Rusya ile Ukrayna bir saldırmazlık paktı imzalayabilir. Bu pakt ile Donbas Bölgesi belki özerk bir bölge olur ve azınlık haklarına riayet edileceği de garanti edilir. Bu anlaşma BM Güvenlik Konseyi’ne götürülebilir ve Konsey anlaşmayı onaylar, tescil eder. Bu çerçevede 5 daimi ülkenin bunu tescil etmesi önemli. Ukrayna’nın buradaki kazancı da kendisinin devlet olarak Rusya tarafından tanınması ve işgalin son bulması olur. Kırım’ı hariç tutuyorum çünkü o ayrı bir konu.
BM Güvenlik Konseyi’nin iki tür kararı vardır: Birincisi BM yasasının 6. bölümü çerçevesindedir. Burada kabul edilen kararlar tavsiye niteliğindedir. Ama esas olan ikincisi, 7. bölüm kararlarıdır çünkü o kararlar uyulması mecburi kararlardır ve uluslararası hukukun parçası olur. Böyle bir yola gidilebilir ve belki Donbas Bölgesi’ne Rusların endişelerini karşılamak için ya Avrupa Güvenlik Teşkilatı’nın gözlemcileri ya da BM gözlemcileri yerleştirilebilir.
Buradan her iki taraf da kazançlı çıkar.
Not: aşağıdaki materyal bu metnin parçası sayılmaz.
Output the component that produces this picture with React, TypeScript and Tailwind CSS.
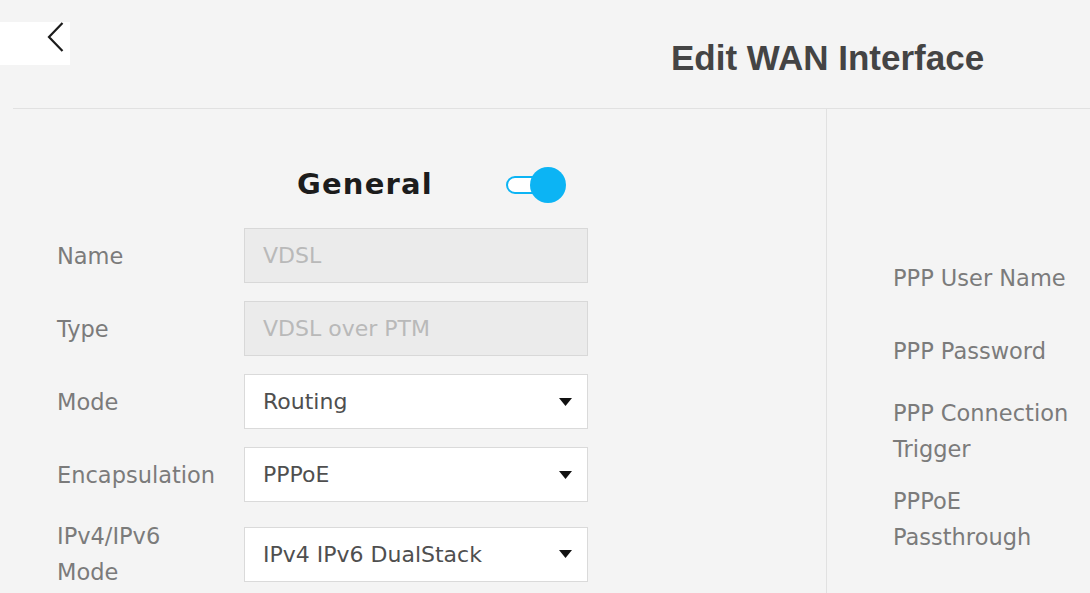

Ukrayna işgali sonlandırmış, kendini tanıtmış, tarafsızlığını açıkça belirtmiş ve anlaşmayı işletmiş olur, Rusya da Kırım’ı muhafaza etmiş ve Ukrayna’nın tarafsızlığını garanti etmiş olur. Tabii tarafsızlık deyince demilitarize tarafsızlık anlamamak lazım. Gerek Avusturya, gerek Finlandiya kendilerini savunacak ordulara sahip.
Devrimizde harp hem gereksiz hem de pahalıdır. Neticeleri de acıdır. Hem saldıran hem saldırıya uğrayan için. Meseleleri görüşerek, diplomasi yoluyla halletmek de mümkündür. Herhalde Putin bundan bir ders almıştır. Umarım o ders dünyadaki meselelerini harple halletmek isteyen tüm ülkelere de örnek olur.